Canada is effectively subsidizing the American refining industry. We take the environmental risk, we pay for the multibillion-dollar pipelines, we endure the "land-locked" discounts, and they take the crack spread.
The Hard Truth About Energy Security
"Energy Security" is the most abused phrase in the industry. True security isn't about how much you can pump; it's about how much you can control. By flooding the market with more heavy crude than the current infrastructure can elegantly handle, Canada is actually decreasing its leverage.
We are becoming a "price taker" of the worst kind. We are the guy at the flea market at 4:55 PM, desperate to sell our last crate of tomatoes before the gates close. Everyone knows we can't take them home.
Stop Measuring Success in Barrels
If you want to understand the health of the Canadian energy sector, stop looking at the production charts. Start looking at the Free Cash Flow per Barrel.

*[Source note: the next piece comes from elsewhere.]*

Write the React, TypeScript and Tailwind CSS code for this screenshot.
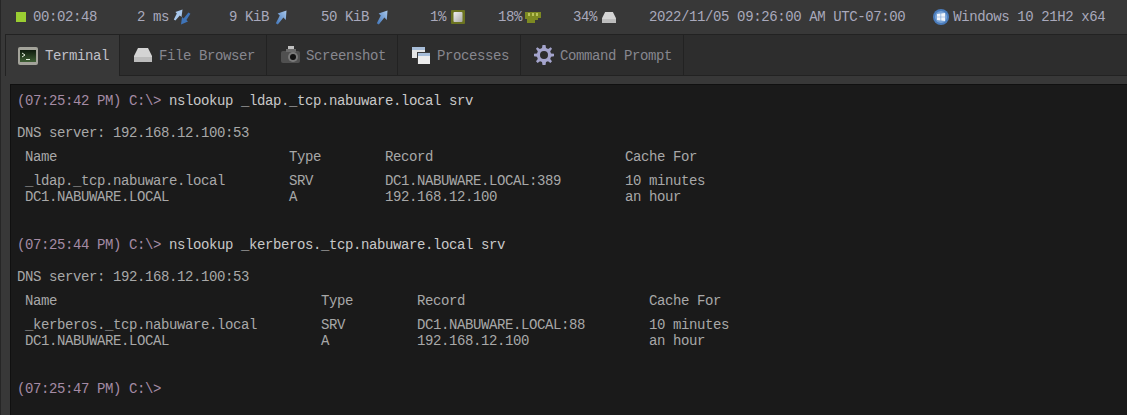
const mono = "font-['Liberation_Mono','DejaVu_Sans_Mono',monospace]";

function Arrow({ flip = false, className = "" }: { flip?: boolean; className?: string }) {
  return (
    <svg width="12" height="15" viewBox="0 0 12 15" className={className}>
      <defs>
        <linearGradient id={flip ? "ad" : "au"} x1="0" y1="1" x2="1" y2="0">
          <stop offset="0" stopColor="#3f74b8" />
          <stop offset="1" stopColor="#a9c8ec" />
        </linearGradient>
      </defs>
      <path d="M11.5 0.5 L10.8 10 L8.4 7.6 L2.8 14.5 L0.8 13.2 L4.8 5.6 L2.6 3.6 Z" fill={`url(#${flip ? "ad" : "au"})`} />
    </svg>
  );
}

function PingIcon() {
  return (
    <svg width="18" height="16" viewBox="0 0 18 16">
      <path d="M9.5 0.5 L8.5 8 L6.8 6.4 L2.4 11.5 L0.8 10.4 L3.8 4.6 L2.4 3 Z" fill="#a9c8ec" />
      <path d="M8 15.5 L9 8 L10.6 9.6 L15.4 3.6 L17.4 4.8 L13.4 11 L15 12.6 Z" fill="#3f74b8" />
    </svg>
  );
}

function CpuIcon() {
  return (
    <svg width="14" height="14" viewBox="0 0 14 14">
      <defs>
        <linearGradient id="cpu" x1="0" y1="0" x2="1" y2="1">
          <stop offset="0" stopColor="#f0f0f0" />
          <stop offset="1" stopColor="#a8a8a8" />
        </linearGradient>
      </defs>
      <rect width="14" height="14" rx="1" fill="#6b7320" />
      <rect x="2.5" y="2" width="9" height="10" rx="1" fill="url(#cpu)" />
    </svg>
  );
}

function RamIcon() {
  return (
    <svg width="16" height="12" viewBox="0 0 16 12">
      <path d="M0 1 H16 V7 H13 V9 H10 V12 H2 V8 H0 Z" fill="#7d8a22" />
      <rect x="3" y="2" width="2" height="3" fill="#b9c25a" />
      <rect x="7" y="2" width="2" height="3" fill="#b9c25a" />
      <rect x="11" y="2" width="2" height="3" fill="#b9c25a" />
    </svg>
  );
}

function DriveIcon({ w = 14, h = 11 }: { w?: number; h?: number }) {
  return (
    <svg width={w} height={h} viewBox="0 0 18 14">
      <path d="M4 0 H14 L18 8 V14 H0 V8 Z" fill="#d4d4d4" />
      <path d="M0 9 H18 V14 H0 Z" fill="#bcbcbc" />
    </svg>
  );
}

function WinIcon() {
  return (
    <svg width="16" height="16" viewBox="0 0 16 16">
      <circle cx="8" cy="8" r="8" fill="#4a7cbc" />
      <circle cx="8" cy="8" r="6" fill="#79a3d6" />
      <path d="M4 5 L7.5 4.5 V7.7 H4 Z M8.2 4.4 L12 4 V7.7 H8.2 Z M4 8.3 H7.5 V11.5 L4 11 Z M8.2 8.3 H12 V12 L8.2 11.6 Z" fill="#f2f5fa" />
    </svg>
  );
}

function TerminalIcon() {
  return (
    <svg width="20" height="18" viewBox="0 0 20 18">
      <defs>
        <linearGradient id="scr" x1="0" y1="0" x2="0" y2="1">
          <stop offset="0" stopColor="#0d1a0d" />
          <stop offset="1" stopColor="#3f5f35" />
        </linearGradient>
      </defs>
      <rect width="20" height="18" rx="2" fill="#a3a39a" />
      <rect x="2" y="3" width="16" height="12" fill="url(#scr)" />
      <path d="M4 6 L7 8 L4 10" stroke="#e6f0e0" fill="none" />
      <rect x="8" y="12" width="4" height="1" fill="#e6f0e0" />
    </svg>
  );
}

function CameraIcon() {
  return (
    <svg width="20" height="18" viewBox="0 0 20 18">
      <rect x="7" y="0" width="6" height="3" fill="#c0c0c0" />
      <rect x="0" y="5" width="19" height="12" rx="2" fill="#505050" />
      <rect x="5" y="3" width="10" height="3" fill="#6a6a6a" />
      <circle cx="12" cy="11" r="5" fill="#7a7a7a" />
      <circle cx="12" cy="11" r="3" fill="#111" />
    </svg>
  );
}

function WindowsIcon() {
  return (
    <svg width="18" height="17" viewBox="0 0 18 17">
      <rect x="0" y="0" width="13" height="11" fill="#e4e4e4" />
      <rect x="0" y="0" width="13" height="3" fill="#a7bdd8" />
      <rect x="5" y="5" width="13" height="12" fill="#3a3a3a" />
      <rect x="6" y="6" width="12" height="11" fill="#ececec" />
      <rect x="6" y="6" width="12" height="3" fill="#a7bdd8" />
    </svg>
  );
}

function GearIcon() {
  return (
    <svg width="20" height="20" viewBox="0 0 20 20">
      <path
        fill="#a4a4cc"
        fillRule="evenodd"
        d="M8.5 0 H11.5 L12 3 L14.2 3.9 L16.7 2.2 L18 3.8 L16.2 6.2 L17 8.4 L20 8.8 V11.2 L17 11.7 L16.2 13.9 L18 16.3 L16.4 18 L14 16.2 L12 17 L11.5 20 H8.5 L8 17 L6 16.2 L3.6 18 L2 16.3 L3.8 13.9 L3 11.7 L0 11.2 V8.8 L3 8.4 L3.8 6.2 L2 3.8 L3.3 2.2 L5.8 3.9 L8 3 Z M10 6 A4 4 0 1 0 10 14 A4 4 0 1 0 10 6 Z"
      />
    </svg>
  );
}

const tabs = [
  { label: "Terminal", icon: <TerminalIcon />, box: "w-[115px] pl-[12px] gap-[7px]", active: true },
  { label: "File Browser", icon: <DriveIcon w={18} h={14} />, box: "w-[147px] pl-[14px] gap-[7px]", active: false },
  { label: "Screenshot", icon: <CameraIcon />, box: "w-[131px] pl-[14px] gap-[5px]", active: false },
  { label: "Processes", icon: <WindowsIcon />, box: "w-[123px] pl-[14px] gap-[7px]", active: false },
  { label: "Command Prompt", icon: <GearIcon />, box: "w-[163px] pl-[13px] gap-[6px]", active: false },
];

function StatusBar() {
  return (
    <div className="flex h-[34px] items-center pl-[15px] text-[#a9a9bc]">
      <div className="h-[10px] w-[10px] bg-[#9acd32]" />
      <span className="ml-[7px]">00:02:48</span>
      <span className="ml-[40px]">2 ms</span>
      <span className="ml-[4px]"><PingIcon /></span>
      <span className="ml-[38px]">9 KiB</span>
      <Arrow className="ml-[6px]" />
      <span className="ml-[34px]">50 KiB</span>
      <Arrow flip className="ml-[7px]" />
      <span className="ml-[42px]">1%</span>
      <span className="ml-[5px]"><CpuIcon /></span>
      <span className="ml-[33px]">18%</span>
      <span className="ml-[3px]"><RamIcon /></span>
      <span className="ml-[32px]">34%</span>
      <span className="ml-[5px]"><DriveIcon /></span>
      <span className="ml-[33px]">2022/11/05 09:26:00 AM UTC-07:00</span>
      <span className="ml-[28px]"><WinIcon /></span>
      <span className="ml-[4px]">Windows 10 21H2 x64</span>
    </div>
  );
}

function TabBar() {
  return (
    <div className="ml-[4px] flex h-[42px] border-t border-b border-[#222222]">
      {tabs.map((t) => (
        <div
          key={t.label}
          className={
            t.active
              ? `${t.box} -mb-px flex items-center border-r border-l border-[#222222] bg-[#383838] text-[#c0c0c8]`
              : `${t.box} flex items-center border-r border-[#222222] bg-[#2d2d2d] text-[#87878f]`
          }
        >
          {t.icon}
          <span className="pt-[1px]">{t.label}</span>
        </div>
      ))}
      <div className="flex-1 bg-[#2d2d2d]" />
    </div>
  );
}

function Prompt({ time, cmd }: { time: string; cmd?: string }) {
  return (
    <div className="h-4">
      <span className="text-[#a58ba5]">({time}) C:\&gt;</span>
      {cmd ? <span className="text-[#c8c8c8]"> {cmd}</span> : null}
    </div>
  );
}

function Lookup({
  cols,
  rows,
}: {
  cols: string;
  rows: string[][];
}) {
  const head = ["Name", "Type", "Record", "Cache For"];
  return (
    <div className="pl-[8px]">
      <div className={`grid h-4 ${cols} text-[#a8a8a8]`}>
        {head.map((h) => (
          <span key={h}>{h}</span>
        ))}
      </div>
      <div className="mt-[8px]">
        {rows.map((r) => (
          <div key={r[0]} className={`grid h-4 ${cols}`}>
            {r.map((c) => (
              <span key={c}>{c}</span>
            ))}
          </div>
        ))}
      </div>
    </div>
  );
}

export default function App() {
  return (
    <div className={`h-[415px] w-[1127px] overflow-hidden border-l border-[#262626] bg-[#383838] whitespace-pre text-[14px] leading-4 tracking-[-0.4px] ${mono}`}>
      <StatusBar />
      <TabBar />
      <div className="mt-[8px] ml-[9px] h-[331px] border-t border-l border-[#101010] bg-[#1a1a1a] pt-[8px] pl-[6px] text-[#a8a8a8]">
        <Prompt time="07:25:42 PM" cmd="nslookup _ldap._tcp.nabuware.local srv" />
        <div className="mt-[16px]">DNS server: 192.168.12.100:53</div>
        <div className="mt-[8px]">
          <Lookup
            cols="grid-cols-[264px_96px_240px_1fr]"
            rows={[
              ["_ldap._tcp.nabuware.local", "SRV", "DC1.NABUWARE.LOCAL:389", "10 minutes"],
              ["DC1.NABUWARE.LOCAL", "A", "192.168.12.100", "an hour"],
            ]}
          />
        </div>
        <div className="mt-[32px]">
          <Prompt time="07:25:44 PM" cmd="nslookup _kerberos._tcp.nabuware.local srv" />
        </div>
        <div className="mt-[16px]">DNS server: 192.168.12.100:53</div>
        <div className="mt-[8px]">
          <Lookup
            cols="grid-cols-[296px_96px_232px_1fr]"
            rows={[
              ["_kerberos._tcp.nabuware.local", "SRV", "DC1.NABUWARE.LOCAL:88", "10 minutes"],
              ["DC1.NABUWARE.LOCAL", "A", "192.168.12.100", "an hour"],
            ]}
          />
        </div>
        <div className="mt-[32px]">
          <Prompt time="07:25:47 PM" />
        </div>
      </div>
    </div>
  );
}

The "Lazy Consensus" says: More oil = More growth = Better economy. The "Insider Reality" says: More oil + Lack of specialized demand = Lower prices = Stranded assets.
We are currently building a monument to a demand cycle that peaked five years ago. This 140,000 bpd increase is not a signal of strength. It is the final, desperate gasp of a "volume-first" strategy that has failed to deliver consistent value for decades.
The next time you see a press release bragging about "additional capacity," ask yourself: who is actually buying it, and how much are they laughing while they do?
The industry doesn't need more barrels. It needs more guts to admit that the current path is a race to the bottom.
Stop cheering for the volume. Start mourning the margins.